● **Problem**: Give only the number of lines where "document" occurs.

● **Source material**:
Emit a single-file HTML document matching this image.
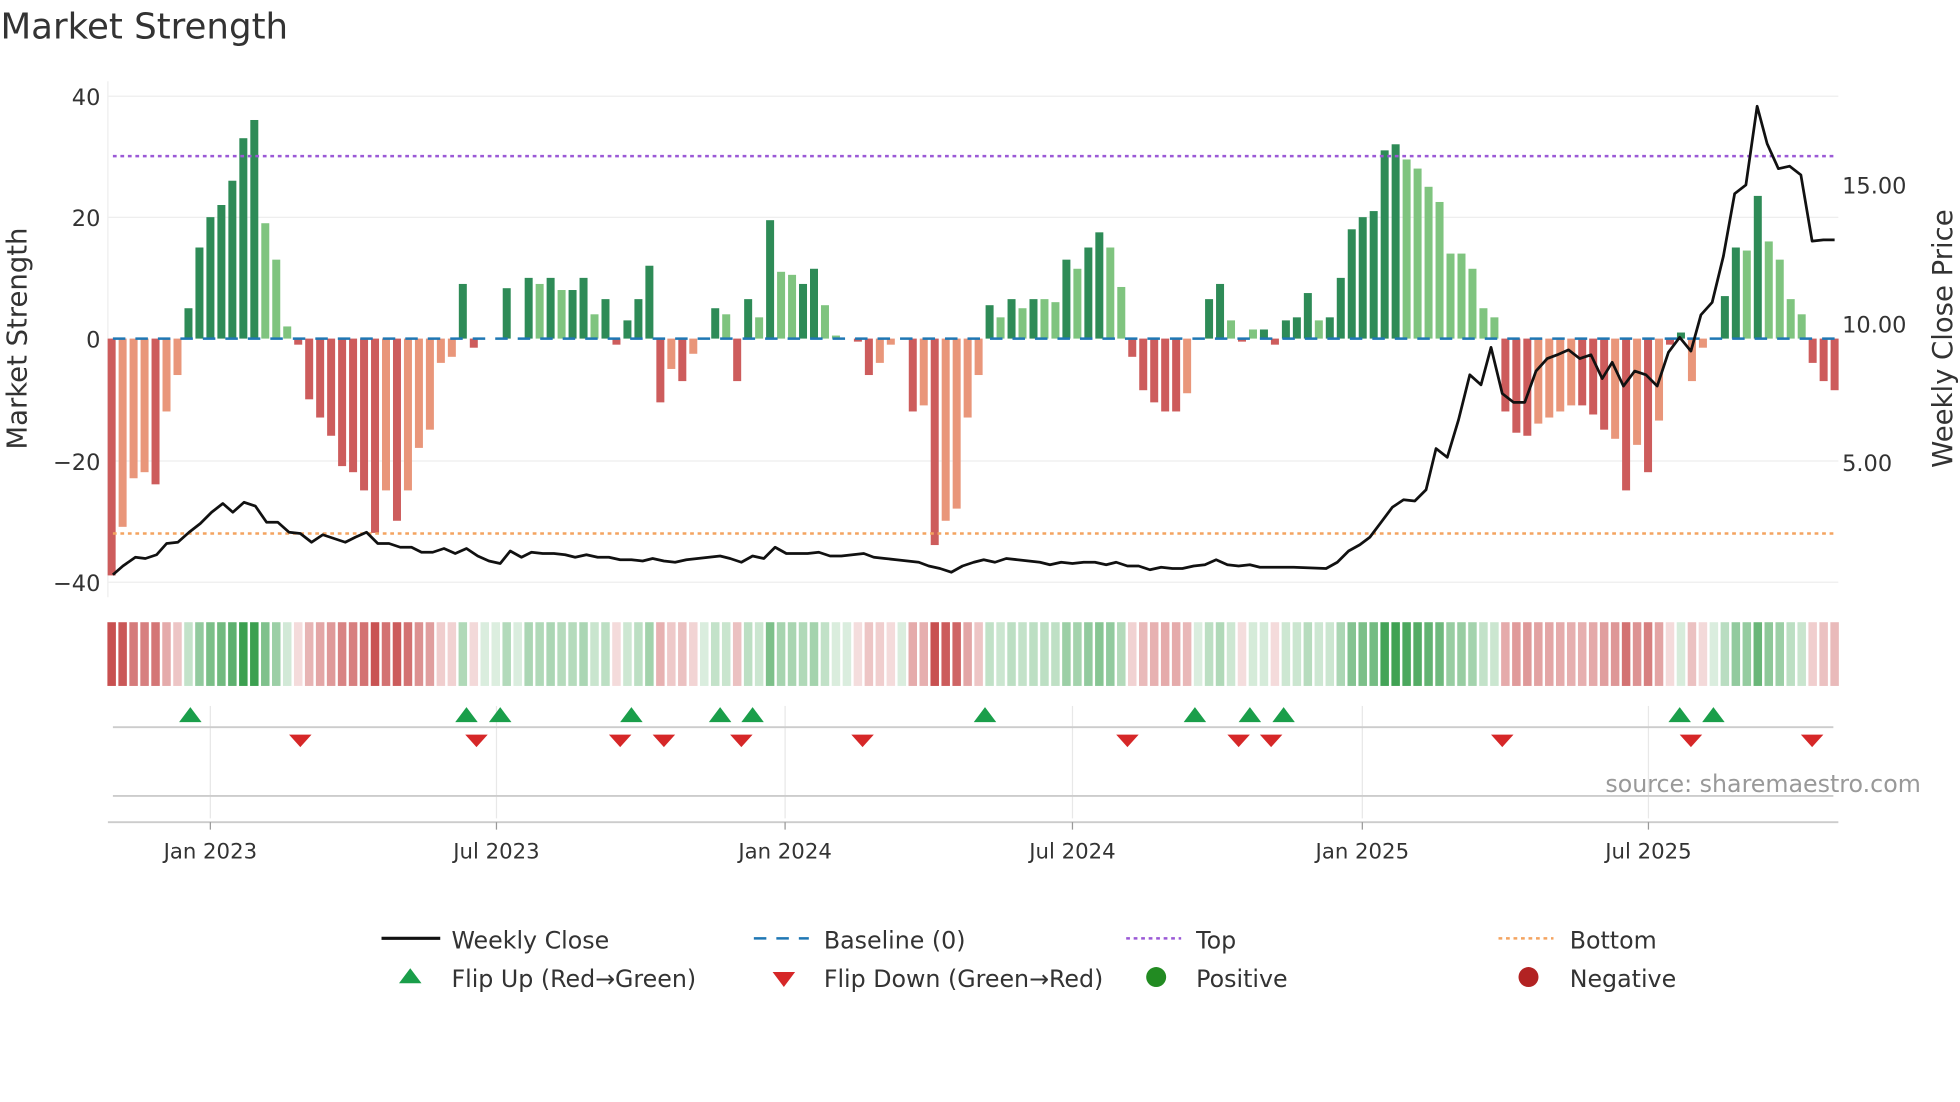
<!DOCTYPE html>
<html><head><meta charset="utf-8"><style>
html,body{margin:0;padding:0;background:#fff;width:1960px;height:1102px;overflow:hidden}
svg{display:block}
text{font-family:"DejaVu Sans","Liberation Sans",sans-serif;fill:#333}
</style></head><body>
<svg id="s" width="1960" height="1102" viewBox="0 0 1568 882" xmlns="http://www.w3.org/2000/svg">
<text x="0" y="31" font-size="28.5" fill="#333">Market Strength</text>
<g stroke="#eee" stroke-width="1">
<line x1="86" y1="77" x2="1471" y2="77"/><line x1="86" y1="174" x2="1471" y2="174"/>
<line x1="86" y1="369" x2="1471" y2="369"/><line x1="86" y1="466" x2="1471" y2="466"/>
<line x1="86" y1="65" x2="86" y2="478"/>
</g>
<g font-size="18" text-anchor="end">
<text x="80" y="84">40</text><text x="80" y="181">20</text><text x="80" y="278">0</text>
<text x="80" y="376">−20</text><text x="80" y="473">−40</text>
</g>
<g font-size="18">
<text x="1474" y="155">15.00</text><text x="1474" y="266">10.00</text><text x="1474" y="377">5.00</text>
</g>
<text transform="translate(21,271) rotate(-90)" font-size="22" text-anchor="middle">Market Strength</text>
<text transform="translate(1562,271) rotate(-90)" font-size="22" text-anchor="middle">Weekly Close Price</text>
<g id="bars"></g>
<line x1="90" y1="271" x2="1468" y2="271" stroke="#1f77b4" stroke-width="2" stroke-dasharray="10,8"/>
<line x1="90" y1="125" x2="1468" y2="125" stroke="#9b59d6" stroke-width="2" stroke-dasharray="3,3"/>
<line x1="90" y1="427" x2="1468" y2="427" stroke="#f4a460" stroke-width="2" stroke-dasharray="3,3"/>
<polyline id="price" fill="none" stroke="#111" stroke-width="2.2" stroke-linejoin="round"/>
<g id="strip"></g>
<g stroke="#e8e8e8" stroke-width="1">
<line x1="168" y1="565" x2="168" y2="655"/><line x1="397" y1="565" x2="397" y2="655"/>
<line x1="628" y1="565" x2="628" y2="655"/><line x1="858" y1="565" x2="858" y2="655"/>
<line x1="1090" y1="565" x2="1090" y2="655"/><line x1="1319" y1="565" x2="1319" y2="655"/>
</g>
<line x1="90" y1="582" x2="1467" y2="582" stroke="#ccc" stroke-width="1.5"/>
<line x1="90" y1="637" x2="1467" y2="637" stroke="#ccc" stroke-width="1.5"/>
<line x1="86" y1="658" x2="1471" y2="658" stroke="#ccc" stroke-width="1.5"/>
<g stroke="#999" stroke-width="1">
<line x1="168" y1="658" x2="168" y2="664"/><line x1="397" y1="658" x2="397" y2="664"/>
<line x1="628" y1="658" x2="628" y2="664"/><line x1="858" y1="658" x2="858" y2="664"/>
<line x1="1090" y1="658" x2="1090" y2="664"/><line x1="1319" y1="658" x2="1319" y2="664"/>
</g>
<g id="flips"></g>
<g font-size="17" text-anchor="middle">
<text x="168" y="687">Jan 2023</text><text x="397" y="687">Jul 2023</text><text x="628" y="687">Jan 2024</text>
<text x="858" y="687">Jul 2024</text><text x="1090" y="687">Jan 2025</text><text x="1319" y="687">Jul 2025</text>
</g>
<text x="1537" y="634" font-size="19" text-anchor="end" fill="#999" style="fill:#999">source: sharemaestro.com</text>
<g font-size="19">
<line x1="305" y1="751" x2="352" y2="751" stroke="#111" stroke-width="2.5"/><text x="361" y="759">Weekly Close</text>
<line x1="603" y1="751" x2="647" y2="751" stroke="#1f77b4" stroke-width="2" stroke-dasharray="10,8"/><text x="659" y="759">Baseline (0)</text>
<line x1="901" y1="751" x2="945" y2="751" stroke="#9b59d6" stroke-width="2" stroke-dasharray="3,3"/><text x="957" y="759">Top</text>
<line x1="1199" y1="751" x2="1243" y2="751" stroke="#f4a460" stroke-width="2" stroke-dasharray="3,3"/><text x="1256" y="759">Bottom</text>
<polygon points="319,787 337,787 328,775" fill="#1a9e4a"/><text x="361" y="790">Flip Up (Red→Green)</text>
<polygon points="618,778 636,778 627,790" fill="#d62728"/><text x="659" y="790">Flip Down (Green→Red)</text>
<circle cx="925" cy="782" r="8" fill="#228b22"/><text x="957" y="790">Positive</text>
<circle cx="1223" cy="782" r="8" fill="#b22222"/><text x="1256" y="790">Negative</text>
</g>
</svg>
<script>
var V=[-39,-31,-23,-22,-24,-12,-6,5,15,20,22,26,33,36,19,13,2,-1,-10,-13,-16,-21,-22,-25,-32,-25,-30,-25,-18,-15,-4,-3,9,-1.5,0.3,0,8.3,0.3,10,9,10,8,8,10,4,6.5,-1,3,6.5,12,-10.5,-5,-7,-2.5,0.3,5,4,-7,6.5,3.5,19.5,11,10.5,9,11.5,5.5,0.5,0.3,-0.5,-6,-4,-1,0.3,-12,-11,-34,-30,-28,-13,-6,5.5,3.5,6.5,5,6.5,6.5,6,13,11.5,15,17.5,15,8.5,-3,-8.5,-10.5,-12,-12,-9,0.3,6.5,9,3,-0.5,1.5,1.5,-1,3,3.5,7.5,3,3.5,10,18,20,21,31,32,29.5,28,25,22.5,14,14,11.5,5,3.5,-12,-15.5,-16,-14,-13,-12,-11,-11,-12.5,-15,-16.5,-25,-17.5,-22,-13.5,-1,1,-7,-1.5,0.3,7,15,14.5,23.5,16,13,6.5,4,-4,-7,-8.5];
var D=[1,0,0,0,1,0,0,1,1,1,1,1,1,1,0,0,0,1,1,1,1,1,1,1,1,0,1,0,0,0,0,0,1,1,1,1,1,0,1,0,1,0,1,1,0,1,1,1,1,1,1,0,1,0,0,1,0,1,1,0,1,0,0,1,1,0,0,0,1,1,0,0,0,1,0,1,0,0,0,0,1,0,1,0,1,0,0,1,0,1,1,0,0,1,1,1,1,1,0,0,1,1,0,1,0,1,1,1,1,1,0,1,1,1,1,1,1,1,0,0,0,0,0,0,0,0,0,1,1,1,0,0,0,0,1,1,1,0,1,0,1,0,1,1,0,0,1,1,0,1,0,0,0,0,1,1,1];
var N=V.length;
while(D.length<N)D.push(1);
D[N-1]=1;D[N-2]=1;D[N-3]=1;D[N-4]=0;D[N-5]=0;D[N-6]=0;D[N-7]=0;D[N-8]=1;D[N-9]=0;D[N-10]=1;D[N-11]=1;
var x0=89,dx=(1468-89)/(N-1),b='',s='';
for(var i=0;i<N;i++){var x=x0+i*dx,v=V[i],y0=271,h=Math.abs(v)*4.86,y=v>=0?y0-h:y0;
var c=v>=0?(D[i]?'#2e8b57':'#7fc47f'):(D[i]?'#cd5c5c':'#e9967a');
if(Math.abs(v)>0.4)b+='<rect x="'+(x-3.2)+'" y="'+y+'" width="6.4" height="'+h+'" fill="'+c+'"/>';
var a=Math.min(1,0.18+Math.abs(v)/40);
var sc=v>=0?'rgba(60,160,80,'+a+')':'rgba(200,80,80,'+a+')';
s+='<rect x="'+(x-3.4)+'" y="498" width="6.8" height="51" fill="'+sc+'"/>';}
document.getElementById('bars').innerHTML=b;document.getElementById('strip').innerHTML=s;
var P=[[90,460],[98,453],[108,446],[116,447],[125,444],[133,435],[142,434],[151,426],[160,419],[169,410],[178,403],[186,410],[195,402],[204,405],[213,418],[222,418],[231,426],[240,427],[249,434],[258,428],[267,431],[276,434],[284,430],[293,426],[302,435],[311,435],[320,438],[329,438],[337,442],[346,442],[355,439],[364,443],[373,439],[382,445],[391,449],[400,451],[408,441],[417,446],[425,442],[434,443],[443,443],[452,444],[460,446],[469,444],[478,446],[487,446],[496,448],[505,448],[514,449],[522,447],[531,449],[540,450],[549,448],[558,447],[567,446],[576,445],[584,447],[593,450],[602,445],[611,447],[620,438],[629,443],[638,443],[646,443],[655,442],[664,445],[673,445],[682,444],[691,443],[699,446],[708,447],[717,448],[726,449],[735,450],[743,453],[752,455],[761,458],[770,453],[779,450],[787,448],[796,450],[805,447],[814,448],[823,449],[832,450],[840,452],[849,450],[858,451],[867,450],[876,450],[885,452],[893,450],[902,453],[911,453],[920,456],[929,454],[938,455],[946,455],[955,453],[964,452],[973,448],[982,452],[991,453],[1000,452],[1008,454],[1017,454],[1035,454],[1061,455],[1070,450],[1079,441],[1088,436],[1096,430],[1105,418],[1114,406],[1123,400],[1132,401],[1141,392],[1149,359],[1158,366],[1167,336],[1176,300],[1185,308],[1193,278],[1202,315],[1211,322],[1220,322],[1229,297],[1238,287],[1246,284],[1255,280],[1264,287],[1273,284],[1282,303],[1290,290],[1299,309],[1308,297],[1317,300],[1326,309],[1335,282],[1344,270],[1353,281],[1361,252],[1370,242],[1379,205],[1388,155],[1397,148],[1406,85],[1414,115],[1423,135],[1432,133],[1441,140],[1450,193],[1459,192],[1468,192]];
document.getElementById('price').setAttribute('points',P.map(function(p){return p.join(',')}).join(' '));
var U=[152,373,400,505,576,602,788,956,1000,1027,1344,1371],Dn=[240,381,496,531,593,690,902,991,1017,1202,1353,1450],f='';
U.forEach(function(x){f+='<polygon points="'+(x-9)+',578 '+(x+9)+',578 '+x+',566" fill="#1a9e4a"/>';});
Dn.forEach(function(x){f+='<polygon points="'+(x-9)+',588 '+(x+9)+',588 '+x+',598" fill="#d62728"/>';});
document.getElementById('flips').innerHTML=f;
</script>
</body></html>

● **Finished task**: 4